Here are some Sino-Soviet War scenarios in the 1980s:
 

Historyrox

Banned
In a second, post-Gulf Iran-Iraq War, Baghdad would be something. Iranians and their allies brutally smashing into what would undoubtedly be a very desperate Saddam Hussein.
 
Several possibles here:

1) Amman 1970: the U.S. was preparing to intervene in support of King Hussein during Black September and both Nixon and Kissinger were well disposed to do so. Marines were with Sixth FLT (with air support from two carriers) and were prepared to land at Haifa and move overland to Jordan, and the 82nd Airborne was on alert for a possible jump on the Amman area.

2) Iran 1980: if the Hostage Crisis escalates (as it easily could have) into a shooting war, Bandar Abbas and Bushehr were likely targets for Airborne and amphibious landings.

3) Kuwait City 1991. The Iraqi Army (NOT the RGFC) is more resolutely led, and two Iraqi Army Divisions make a stand even as the rest of the Army in Kuwait is either routed or destroyed. 1st and 2nd Marine Divisions have to fight their way in as the Iraqis try to turn it into Hue City.

4) Belgrade 1999: The Serbs don't give in to the NATO bombing campaign, and a ground offensive out of Hungary is launched by NATO

5) Baghdad 2003: Saddam reluctantly lets his generals run the war, and the Iraqis make their stand with regular forces (Army and RGFC). Iraqi generals knew that any major stand would end in defeat no matter what. But they felt that such a final stand would have made the U.S. pay a higher price for Baghdad than it did. There was a pitched battle in Northern Baghdad between a 3rd ID brigade and at least one brigade, maybe two, of RGFC who did not want to go quietly, only two miles from Saddam's palaces and parade ground, where many 3rd ID soldiers were celebrating what they (and many others) thought was the end of the war.
 
There was also this timeline I read in the Wiki back then in 2015-2016. The POD is Gorby is removed in a coup in 1988, causing hardliners to take over the Kremlin. Then in China, Deng is also removed in a coup of hardliners who favor greater cooperation with the Soviets.

It's like World in Conflict and War Game: The Red Dragon. We do see urban battles in Germany, the Netherlands, Belgium, both Korea, the Philippines, China, and Russia itself which suffers a civil war.
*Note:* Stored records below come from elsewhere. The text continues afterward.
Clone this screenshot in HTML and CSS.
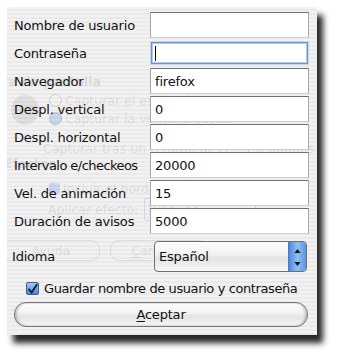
FILE: index.html
```html
<!DOCTYPE html>
<html lang="es">
<head>
<meta charset="utf-8">
<link rel="stylesheet" href="styles.css">
</head>
<body>
<div class="window">
  <div class="ghost">
    <span class="g g1">Captura de pantalla</span>
    <span class="gear"></span>
    <span class="g g2"><span class="radio"></span>Capturar el escritorio completo</span>
    <span class="g g3"><span class="radio on"></span>Capturar la ventana actual</span>
    <span class="g g4">Capturar tras un retardo de <span class="gbox">2</span> segundos</span>
    <span class="g g5">Efectos</span>
    <span class="g g6"><span class="gcheck"></span>Incluir el borde de la ventana</span>
    <span class="g g7">Aplicar efecto: <span class="gbox wide">Ninguno</span></span>
    <span class="g g8"><span class="gbtn">Ayuda</span><span class="gbtn"><u>C</u>ancelar</span></span>
  </div>
  <form class="form">
    <div class="grid">
      <label class="lbl">Nombre de usuario</label><div class="field"></div>
      <label class="lbl">Contraseña</label><div class="field focus"><span class="caret"></span></div>
      <label class="lbl">Navegador</label><div class="field">firefox</div>
      <label class="lbl">Despl. vertical</label><div class="field">0</div>
      <label class="lbl">Despl. horizontal</label><div class="field">0</div>
      <label class="lbl tight">Intervalo e/checkeos</label><div class="field">20000</div>
      <label class="lbl">Vel. de animación</label><div class="field">15</div>
      <label class="lbl">Duración de avisos</label><div class="field">5000</div>
    </div>
    <div class="lang">
      <span class="lbl-plain">Idioma</span>
      <div class="select">
        <span class="sel-text">Español</span>
        <span class="stepper">
          <svg width="7" height="24" viewBox="0 0 7 24"><path d="M3.5 4 L6.5 8 L0.5 8 Z" fill="#111"/><path d="M0.5 17 L6.5 17 L3.5 21 Z" fill="#111"/></svg>
        </span>
      </div>
    </div>
    <div class="check">
      <span class="box"><svg width="13" height="13" viewBox="0 0 13 13"><path d="M2.5 6.5 L5.5 10 L11.5 1" stroke="#0a1a3a" stroke-width="2.2" fill="none" stroke-linecap="round"/></svg></span>
      <span class="check-text">Guardar nombre de usuario y contraseña</span>
    </div>
    <div class="btn"><span><u>A</u>ceptar</span></div>
  </form>
</div>
</body>
</html>
```

FILE: styles.css
```css
html, body {
  margin: 0;
  padding: 0;
  background: #ffffff;
  width: 340px;
  height: 359px;
  overflow: hidden;
}
body {
  font-family: "DejaVu Sans", "Liberation Sans", sans-serif;
  font-size: 13px;
  letter-spacing: -0.2px;
  color: #111;
}
.window {
  position: relative;
  margin: 7px 0 0 7px;
  width: 310px;
  height: 328px;
  box-sizing: border-box;
  background: repeating-linear-gradient(to bottom, #f2f2f2 0px, #f2f2f2 2px, #eaeaea 2px, #eaeaea 4px);
  box-shadow: 6px 8px 6px rgba(0,0,0,0.85);
}
.ghost {
  position: absolute;
  inset: 0;
  overflow: hidden;
  color: rgba(0,0,0,0.1);
  font-size: 12.5px;
  letter-spacing: 0;
}
.g { position: absolute; white-space: nowrap; display: flex; align-items: center; gap: 3px; line-height: 15px; }
.g1 { left: -46px; top: 67px; font-weight: bold; }
.gear { position: absolute; left: 4px; top: 88px; width: 28px; height: 30px; border-radius: 50%; background: rgba(0,0,0,0.07); }
.radio { display: inline-block; width: 11px; height: 11px; border-radius: 50%; border: 1px solid rgba(0,0,0,0.13); }
.radio.on { background: rgba(60,120,220,0.22); }
.gcheck { display: inline-block; width: 11px; height: 11px; border-radius: 2px; background: rgba(60,120,220,0.22); }
.g2 { left: 42px; top: 86px; }
.g3 { left: 42px; top: 104px; }
.g4 { left: 36px; top: 130px; }
.g5 { left: -3px; top: 149px; font-weight: bold; }
.g6 { left: 42px; top: 174px; }
.g7 { left: 41px; top: 191px; }
.g8 { left: -5px; top: 233px; gap: 10px; }
.gbox { display: inline-block; border: 1px solid rgba(90,140,220,0.22); border-radius: 2px; padding: 3px 16px 3px 3px; margin: 0 2px; }
.gbox.wide { padding-right: 55px; }
.gbtn { display: inline-block; width: 96px; text-align: center; border: 1px solid rgba(0,0,0,0.09); border-radius: 9px; padding: 2px 0; }
.form {
  position: relative;
  padding: 5px 8px 0 5px;
  display: flex;
  flex-direction: column;
}
.grid {
  display: grid;
  grid-template-columns: 138px 159px;
  grid-auto-rows: 26px;
  row-gap: 2px;
}
.lbl {
  display: flex;
  align-items: center;
  padding-left: 2px;
  white-space: nowrap;
}
.lbl.tight { letter-spacing: -0.55px; }
.field {
  box-sizing: border-box;
  background: #fff;
  border: 1px solid #a8a8a8;
  border-top: 1px solid #707070;
  border-bottom-color: #cfcfcf;
  display: flex;
  align-items: center;
  padding-left: 4px;
}
.field.focus {
  border: 1px solid #7394c6;
  box-shadow: inset 0 0 0 1px #b0c9ea, 0 0 0 1px #c3d6ee;
  margin: 2px 1px 2px 1px;
}
.caret {
  display: block;
  width: 1px;
  height: 15px;
  background: #000;
  margin-left: -1px;
}
.lang {
  display: flex;
  align-items: center;
  margin-top: 7px;
  height: 31px;
}
.lbl-plain {
  width: 142px;
}
.select {
  box-sizing: border-box;
  width: 153px;
  height: 31px;
  border: 1px solid #6f6f6f;
  border-radius: 4px;
  background: linear-gradient(to bottom, #fdfdfd 0%, #f1f1f1 45%, #e4e4e4 55%, #f6f6f6 100%);
  display: flex;
  align-items: center;
  justify-content: space-between;
  padding-left: 4px;
}
.stepper {
  width: 18px;
  height: 29px;
  border-radius: 0 3px 3px 0;
  background: linear-gradient(to right, #4f88dc, #8ec0f7 50%, #5a93e2);
  border-left: 1px solid #4a79c0;
  box-sizing: border-box;
  display: flex;
  align-items: center;
  justify-content: center;
}
.check {
  display: flex;
  align-items: center;
  gap: 5px;
  margin-top: 5px;
  padding-left: 14px;
  height: 22px;
  white-space: nowrap;
  letter-spacing: -0.4px;
}
.box {
  box-sizing: border-box;
  width: 13px;
  height: 13px;
  border: 1px solid #3b5d8f;
  border-radius: 2px;
  background: linear-gradient(to bottom, #a3c8f4, #4a84d6);
  display: flex;
}
.btn {
  box-sizing: border-box;
  margin-top: 3px;
  margin-left: 2px;
  width: 294px;
  height: 25px;
  border: 1px solid #777;
  border-radius: 12px;
  background: linear-gradient(to bottom, #ffffff 0%, #f3f3f3 40%, #e4e4e4 60%, #f6f6f6 100%);
  display: flex;
  align-items: center;
  justify-content: center;
  box-shadow: inset 2px 0 2px rgba(0,0,0,0.2), inset -2px 0 2px rgba(0,0,0,0.2);
}
.btn u, .g8 u { text-decoration-thickness: 1px; text-underline-offset: 2px; }
```
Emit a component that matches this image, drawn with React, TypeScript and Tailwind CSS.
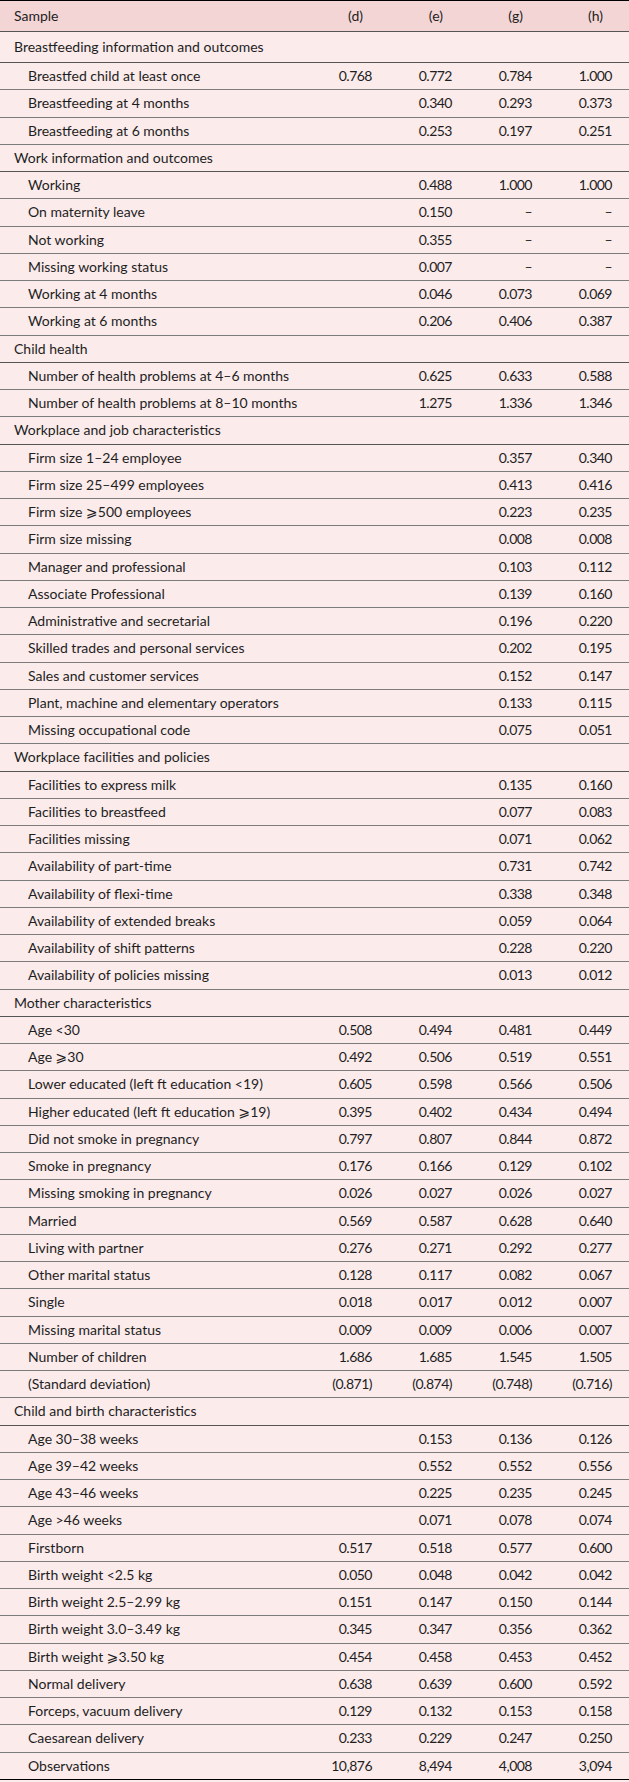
type Row = { label: string; vals: string[] };
type Section = { title: string; rows: Row[] };

const r = (label: string, d: string, e: string, g: string, h: string): Row => ({
  label,
  vals: [d, e, g, h],
});

const sections: Section[] = [
  {
    title: 'Breastfeeding information and outcomes',
    rows: [
      r('Breastfed child at least once', '0.768', '0.772', '0.784', '1.000'),
      r('Breastfeeding at 4 months', '', '0.340', '0.293', '0.373'),
      r('Breastfeeding at 6 months', '', '0.253', '0.197', '0.251'),
    ],
  },
  {
    title: 'Work information and outcomes',
    rows: [
      r('Working', '', '0.488', '1.000', '1.000'),
      r('On maternity leave', '', '0.150', '–', '–'),
      r('Not working', '', '0.355', '–', '–'),
      r('Missing working status', '', '0.007', '–', '–'),
      r('Working at 4 months', '', '0.046', '0.073', '0.069'),
      r('Working at 6 months', '', '0.206', '0.406', '0.387'),
    ],
  },
  {
    title: 'Child health',
    rows: [
      r('Number of health problems at 4–6 months', '', '0.625', '0.633', '0.588'),
      r('Number of health problems at 8–10 months', '', '1.275', '1.336', '1.346'),
    ],
  },
  {
    title: 'Workplace and job characteristics',
    rows: [
      r('Firm size 1–24 employee', '', '', '0.357', '0.340'),
      r('Firm size 25–499 employees', '', '', '0.413', '0.416'),
      r('Firm size ⩾500 employees', '', '', '0.223', '0.235'),
      r('Firm size missing', '', '', '0.008', '0.008'),
      r('Manager and professional', '', '', '0.103', '0.112'),
      r('Associate Professional', '', '', '0.139', '0.160'),
      r('Administrative and secretarial', '', '', '0.196', '0.220'),
      r('Skilled trades and personal services', '', '', '0.202', '0.195'),
      r('Sales and customer services', '', '', '0.152', '0.147'),
      r('Plant, machine and elementary operators', '', '', '0.133', '0.115'),
      r('Missing occupational code', '', '', '0.075', '0.051'),
    ],
  },
  {
    title: 'Workplace facilities and policies',
    rows: [
      r('Facilities to express milk', '', '', '0.135', '0.160'),
      r('Facilities to breastfeed', '', '', '0.077', '0.083'),
      r('Facilities missing', '', '', '0.071', '0.062'),
      r('Availability of part-time', '', '', '0.731', '0.742'),
      r('Availability of flexi-time', '', '', '0.338', '0.348'),
      r('Availability of extended breaks', '', '', '0.059', '0.064'),
      r('Availability of shift patterns', '', '', '0.228', '0.220'),
      r('Availability of policies missing', '', '', '0.013', '0.012'),
    ],
  },
  {
    title: 'Mother characteristics',
    rows: [
      r('Age <30', '0.508', '0.494', '0.481', '0.449'),
      r('Age ⩾30', '0.492', '0.506', '0.519', '0.551'),
      r('Lower educated (left ft education <19)', '0.605', '0.598', '0.566', '0.506'),
      r('Higher educated (left ft education ⩾19)', '0.395', '0.402', '0.434', '0.494'),
      r('Did not smoke in pregnancy', '0.797', '0.807', '0.844', '0.872'),
      r('Smoke in pregnancy', '0.176', '0.166', '0.129', '0.102'),
      r('Missing smoking in pregnancy', '0.026', '0.027', '0.026', '0.027'),
      r('Married', '0.569', '0.587', '0.628', '0.640'),
      r('Living with partner', '0.276', '0.271', '0.292', '0.277'),
      r('Other marital status', '0.128', '0.117', '0.082', '0.067'),
      r('Single', '0.018', '0.017', '0.012', '0.007'),
      r('Missing marital status', '0.009', '0.009', '0.006', '0.007'),
      r('Number of children', '1.686', '1.685', '1.545', '1.505'),
      r('(Standard deviation)', '(0.871)', '(0.874)', '(0.748)', '(0.716)'),
    ],
  },
  {
    title: 'Child and birth characteristics',
    rows: [
      r('Age 30–38 weeks', '', '0.153', '0.136', '0.126'),
      r('Age 39–42 weeks', '', '0.552', '0.552', '0.556'),
      r('Age 43–46 weeks', '', '0.225', '0.235', '0.245'),
      r('Age >46 weeks', '', '0.071', '0.078', '0.074'),
      r('Firstborn', '0.517', '0.518', '0.577', '0.600'),
      r('Birth weight <2.5 kg', '0.050', '0.048', '0.042', '0.042'),
      r('Birth weight 2.5–2.99 kg', '0.151', '0.147', '0.150', '0.144'),
      r('Birth weight 3.0–3.49 kg', '0.345', '0.347', '0.356', '0.362'),
      r('Birth weight ⩾3.50 kg', '0.454', '0.458', '0.453', '0.452'),
      r('Normal delivery', '0.638', '0.639', '0.600', '0.592'),
      r('Forceps, vacuum delivery', '0.129', '0.132', '0.153', '0.158'),
      r('Caesarean delivery', '0.233', '0.229', '0.247', '0.250'),
      r('Observations', '10,876', '8,494', '4,008', '3,094'),
    ],
  },
];

const cols = 'grid grid-cols-[minmax(0,1fr)_80px_80px_80px_80px] items-center';

export default function App() {
  const lastSection = sections.length - 1;

  return (
    <div
      className="min-h-screen w-full bg-[#fbebeb] text-[#1e1e1e] text-[14px] leading-none"
      style={{ fontFamily: 'Lato, "DejaVu Sans", sans-serif' }}
    >
      <div className="border-t border-black">
        {/* Header */}
        <div className={`${cols} h-[31px] bg-[#f3d5d5] border-b border-[#555555] pr-[17px]`}>
          <div className="pl-[14px]">Sample</div>
          {['(d)', '(e)', '(g)', '(h)'].map((h) => (
            <div key={h} className="text-right pr-[9px]">
              {h}
            </div>
          ))}
        </div>

        {sections.map((s, si) => (
          <div key={s.title}>
            <div
              className={`flex items-center pl-[14px] border-b border-[#555555] ${
                si === 0 ? 'h-[31px]' : 'h-[27.25px]'
              }`}
            >
              {s.title}
            </div>
            {s.rows.map((row, ri) => {
              const isLast = si === lastSection && ri === s.rows.length - 1;
              return (
                <div
                  key={row.label}
                  className={`${cols} h-[27.25px] pr-[17px] border-b ${
                    isLast ? 'border-black' : 'border-[#7c7c7c]'
                  }`}
                >
                  <div className="pl-[28px] whitespace-nowrap">{row.label}</div>
                  {row.vals.map((v, vi) => (
                    <div key={vi} className="text-right tracking-[-0.5px]">
                      {v}
                    </div>
                  ))}
                </div>
              );
            })}
          </div>
        ))}
      </div>
    </div>
  );
}
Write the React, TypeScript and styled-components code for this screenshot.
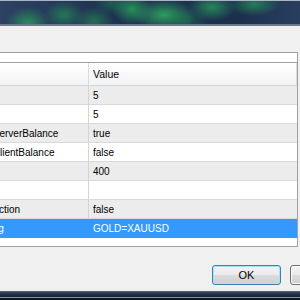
import styled, { createGlobalStyle } from "styled-components";

const GlobalStyle = createGlobalStyle`
  html, body {
    margin: 0;
    padding: 0;
    overflow: hidden;
  }
  body {
    font-family: "Liberation Sans", Arial, sans-serif;
  }
`;

const Screen = styled.div`
  width: 300px;
  height: 300px;
  overflow: hidden;
  display: flex;
  flex-direction: column;
`;

const Wallpaper = styled.div`
  height: 23px;
  flex-shrink: 0;
  border-top: 1px solid #a9b3c3;
  border-bottom: 2px solid #6f7a8b;
  background:
    radial-gradient(ellipse 22px 16px at 28px 22px, rgba(40, 160, 90, 0.8), transparent),
    radial-gradient(ellipse 20px 14px at 64px 14px, rgba(35, 140, 85, 0.75), transparent),
    radial-gradient(ellipse 20px 14px at 94px 20px, rgba(35, 135, 80, 0.7), transparent),
    radial-gradient(ellipse 20px 16px at 132px 8px, rgba(40, 160, 90, 0.85), transparent),
    radial-gradient(ellipse 32px 16px at 164px 14px, rgba(45, 170, 95, 0.9), transparent),
    radial-gradient(ellipse 24px 14px at 212px 6px, rgba(40, 155, 90, 0.8), transparent),
    radial-gradient(ellipse 26px 12px at 254px 3px, rgba(40, 150, 90, 0.75), transparent),
    radial-gradient(ellipse 18px 12px at 112px 2px, rgba(30, 120, 75, 0.6), transparent),
    radial-gradient(ellipse 20px 12px at 188px 20px, rgba(30, 120, 75, 0.55), transparent),
    linear-gradient(90deg, #2d4262, #1d3150 40%, #1c304e 80%, #2a3f60),
    #1b2d49;
`;

const Panel = styled.div`
  flex: 1;
  background: #f0f0f0;
  padding-top: 26px;
  display: flex;
  flex-direction: column;
`;

const List = styled.div`
  box-sizing: border-box;
  flex-shrink: 0;
  margin-left: -30px;
  width: 328px;
  height: 195px;
  background: #ffffff;
  border: 1px solid #a0a0a0;
  padding-top: 9px;
  font-size: 10px;
  color: #000;
`;

const Header = styled.div`
  display: grid;
  grid-template-columns: 118px 1fr;
  height: 22px;
  border-top: 1px solid #a0a0a0;
  border-bottom: 1px solid #d5d5d5;
  background: linear-gradient(#ffffff, #f2f3f5);
  font-size: 10.5px;
`;

const HeaderCell = styled.div`
  display: flex;
  align-items: center;
  padding-left: 4px;
  border-right: 1px solid #dcdcdc;
`;

const Row = styled.div<{ $shade: boolean; $selected: boolean }>`
  display: grid;
  grid-template-columns: 118px 1fr;
  height: 18px;
  border-bottom: 1px solid ${(p) => (p.$selected ? "#3399ff" : "#d9d9d9")};
  background: ${(p) => (p.$selected ? "#3399ff" : p.$shade ? "#ececec" : "#ffffff")};
  color: ${(p) => (p.$selected ? "#ffffff" : "#000000")};
`;

const Cell = styled.div<{ $divider?: boolean }>`
  display: flex;
  align-items: center;
  padding-left: 4px;
  white-space: nowrap;
  overflow: hidden;
  border-right: ${(p) => (p.$divider ? "1px solid #d4d4d4" : "none")};
`;

const Footer = styled.div`
  display: flex;
  justify-content: flex-end;
  gap: 9px;
  margin-top: 18px;
  margin-right: -59px;
`;

const Button = styled.button<{ $focused?: boolean }>`
  width: 69px;
  height: 20px;
  padding: 0;
  font-family: "Liberation Sans", Arial, sans-serif;
  font-size: 11px;
  color: #000;
  border-radius: 3px;
  border: 1px solid ${(p) => (p.$focused ? "#3c7fb1" : "#707070")};
  box-shadow: inset 0 0 0 1px ${(p) => (p.$focused ? "#a6e3f7" : "#fbfbfb")};
  background: linear-gradient(#f2f2f2 0%, #ebebeb 50%, #dddddd 51%, #cfcfcf 100%);
`;

const Taskbar = styled.div`
  height: 9px;
  flex-shrink: 0;
  background: linear-gradient(
    #56667c 0px,
    #2a3a50 2px,
    #1a2638 5px,
    #1a2638 6px,
    #2fb3e3 6px,
    #2fb3e3 7px,
    #0b1524 7px
  );
`;

const params = [
  { name: "Slip", value: "5" },
  { name: "Tries", value: "5" },
  { name: "UseServerBalance", value: "true" },
  { name: "UseClientBalance", value: "false" },
  { name: "Wait", value: "400" },
  { name: "", value: "" },
  { name: "Protection", value: "false" },
  { name: "Config", value: "GOLD=XAUUSD" },
];

export default function App() {
  const selected = params.length - 1;
  return (
    <>
      <GlobalStyle />
      <Screen>
        <Wallpaper />
        <Panel>
          <List>
            <Header>
              <HeaderCell></HeaderCell>
              <HeaderCell>Value</HeaderCell>
            </Header>
            {params.map((p, i) => (
              <Row key={i} $shade={i % 2 === 0} $selected={i === selected}>
                <Cell $divider={i !== selected}>{p.name}</Cell>
                <Cell>{p.value}</Cell>
              </Row>
            ))}
          </List>
          <Footer>
            <Button $focused>OK</Button>
            <Button>Cancel</Button>
          </Footer>
        </Panel>
        <Taskbar />
      </Screen>
    </>
  );
}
Manila was turned into a Stalingrad as the PLA invaded it but the AFP, the police, and civilians fought street by street (In OTL, China would not have invaded the Philippines because of the lack of sealift in 1988). Same for Seoul which the allies fought both the Chinese and North Koreans.

The turning point of the war in Europe was the Battle of Amsterdam, which turns it to the favor of the allies.

As the tide of the of the war turns to U.S. and allies, both the USSR and China suffer a second civil war. We also see urban warfare occur in both Russian and Chinese cities. Later, NATO recognizes the government of Boris Yeltsin of the Russian Republic against the hardliners and sends a peacekeeping force. In China, the CCP is overthrown and new democratic government takes place.
 
Britain vs PRC over Hong Kong, 1984.